Cats don't ask the government to build them parks. They hardly ask their owners for any special space either—maybe a nice cat tree, but even the box from the last Amazon delivery will do. Cats find comfort and joy in things humans and other animals have no interest in.

Cats, like libertarians, think for themselves. In the Netflix show The Sandman, one cat says to another, "I'd like to see anyone—prophet, God, or king—persuade 1,000 cats to do anything at the same time." What could possibly be more emblematic of a group of libertarians?

Woof.

Negative: Peter Suderman

To imagine that cats are more libertarian than dogs is to commit a fundamental error by assigning libertarian values to an animal's generalized character and behavior. It may well be true that cats are more independent-minded than dogs, that they follow fewer rules and orders, that they have an anarchic streak. But when determining whether cats or dogs are more libertarian creatures, the behavior of the animal on its own is irrelevant. The libertarian project is the project of human civilization and human liberty. A world with fewer anarchic cats—or even, for that matter, no cats at all—and far greater human freedom would obviously be a far more libertarian world.

The question, then, is whether cats or dogs contribute more to human liberty. Framed that way, the answer is quite clear: Dogs have been agents of choice and freedom for thousands of years. Humanity is happier, safer, more prosperous, and more peaceful because of dogs.

Humans have lived with dogs for nearly 40,000 years. Not only were dogs the first domesticated animals, but some scholars believe they were key to letting our ancestors outcompete and outlast their Neanderthal rivals. In a 2012 essay for American Scientist, the anthropologist Pat Lee Shipman argued that dog domestication gave prehistoric people a critical advantage, helping them hunt, particularly large mammoths, and perhaps assisting with carrying meat back to camp. Ever since, dogs and human beings have evolved together in a mutually beneficial bond: They helped our ancestors kill big game, and now we provide them with food in exchange for companionship.

That dogs are companions is no small matter. Research shows dog owners are less lonely, have fewer mental health issues, and get more exercise. Today's dogs may not help hunters strike down mammoths, but they are clearly good for human physical and mental health.

Unlike cats, dogs exhibit a clear bias toward private property and self-defense. Neighborhoods with more dogs are safer, in part because of people walking the streets with dogs. Dogs are protectors of property, and ownership facilitates a sort of private security network, no police needed.

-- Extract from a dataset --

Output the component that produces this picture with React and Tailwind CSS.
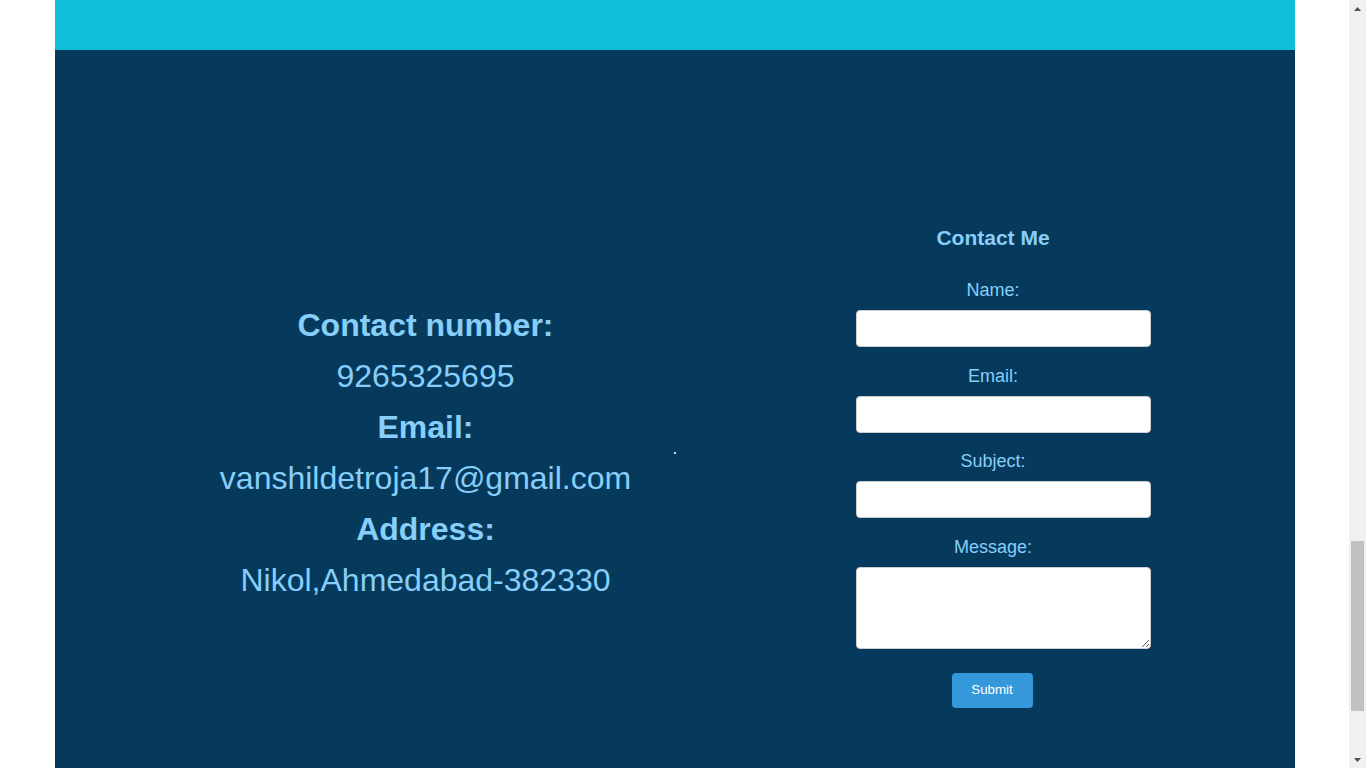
import React from 'react';

const ContactInfo = () => {
  const lines = [
    { text: 'Contact number:', bold: true },
    { text: '9265325695' },
    { text: 'Email:', bold: true },
    { text: 'vanshildetroja17@gmail.com' },
    { text: 'Address:', bold: true },
    { text: 'Nikol,Ahmedabad-382330' },
  ];

  return (
    <div className="w-[620px] pl-[122px] pt-[250px] text-center">
      {lines.map((line, idx) => (
        <p
          key={idx}
          className={`text-[32px] leading-[51px] text-[#87cefa] whitespace-nowrap ${
            line.bold ? 'font-bold' : 'font-normal'
          }`}
        >
          {line.text}
        </p>
      ))}
    </div>
  );
};

const ContactForm = () => {
  const fields = ['Name:', 'Email:', 'Subject:'];

  return (
    <form className="ml-[181px] w-[273px] pt-[176px] text-center" onSubmit={(e) => e.preventDefault()}>
      <h2 className="text-[21px] leading-[24px] font-bold text-[#87cefa] mb-[29px]">Contact Me</h2>

      {fields.map((label) => (
        <div key={label}>
          <label className="block pt-[1px] text-[18px] leading-[21px] text-[#87cefa] mb-[9px]">{label}</label>
          <input
            type="text"
            className="block -ml-[1px] w-[295px] h-[37px] mb-[17.5px] bg-white border border-[#cccccc] rounded-[4px] px-[10px] outline-none"
          />
        </div>
      ))}

      {/* Message */}
      <label className="block pt-[1px] text-[18px] leading-[21px] text-[#87cefa] mb-[9px]">Message:</label>
      <textarea className="block -ml-[1px] w-[295px] h-[82px] bg-white border border-[#cccccc] rounded-[4px] px-[10px] outline-none" />

      <button
        type="submit"
        className="mt-[24px] mx-auto block -translate-x-[1px] w-[81px] h-[35px] bg-[#3498db] text-white text-[13.33px] rounded-[4px]"
      >
        Submit
      </button>
    </form>
  );
};

const FakeScrollbar = () => (
  <div className="w-[17px] h-full bg-[#f0f0f0] flex flex-col items-center">
    <div className="h-[17px] flex items-center justify-center">
      <svg width="7" height="4" viewBox="0 0 7 4">
        <path d="M3.5 0 L7 4 L0 4 Z" fill="#505050" />
      </svg>
    </div>
    <div className="flex-1 w-full flex flex-col">
      <div className="h-[524px]" />
      <div className="mx-[2px] h-[170px] bg-[#c1c1c1]" />
    </div>
    <div className="h-[17px] flex items-center justify-center">
      <svg width="7" height="4" viewBox="0 0 7 4">
        <path d="M0 0 L7 0 L3.5 4 Z" fill="#505050" />
      </svg>
    </div>
  </div>
);

const App = () => {
  return (
    <div
      className="flex h-[768px] w-full overflow-hidden bg-white"
      style={{ fontFamily: '"Liberation Sans", Arial, sans-serif' }}
    >
      <div className="flex-1 h-full">
        <div className="mx-auto w-[1240px] h-full flex flex-col">
          {/* Top band */}
          <div className="h-[50px] bg-[#0fbfd7]" />

          {/* Contact section */}
          <div className="flex-1 bg-[#063a5c] flex items-start">
            <ContactInfo />
            <div className="mt-[402px] -ml-[1px] w-[2px] h-[2px] bg-[#c8d6e0]" />
            <ContactForm />
          </div>
        </div>
      </div>
      <FakeScrollbar />
    </div>
  );
};

export default App;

Dogs also help with human sociability. Anyone who has ever lived on a block with a large number of dogs knows that dog owners get to know each other merely because their dogs want to meet. Dogs are ambassadors and intermediaries; they make the always awkward but important business of getting to know strangers easier. They build trust beyond households and kin networks, which is the key to peaceful civilization, trade, and mass prosperity.

Dogs aren't just our best friends. They are natural allies in the fight for a more libertarian world.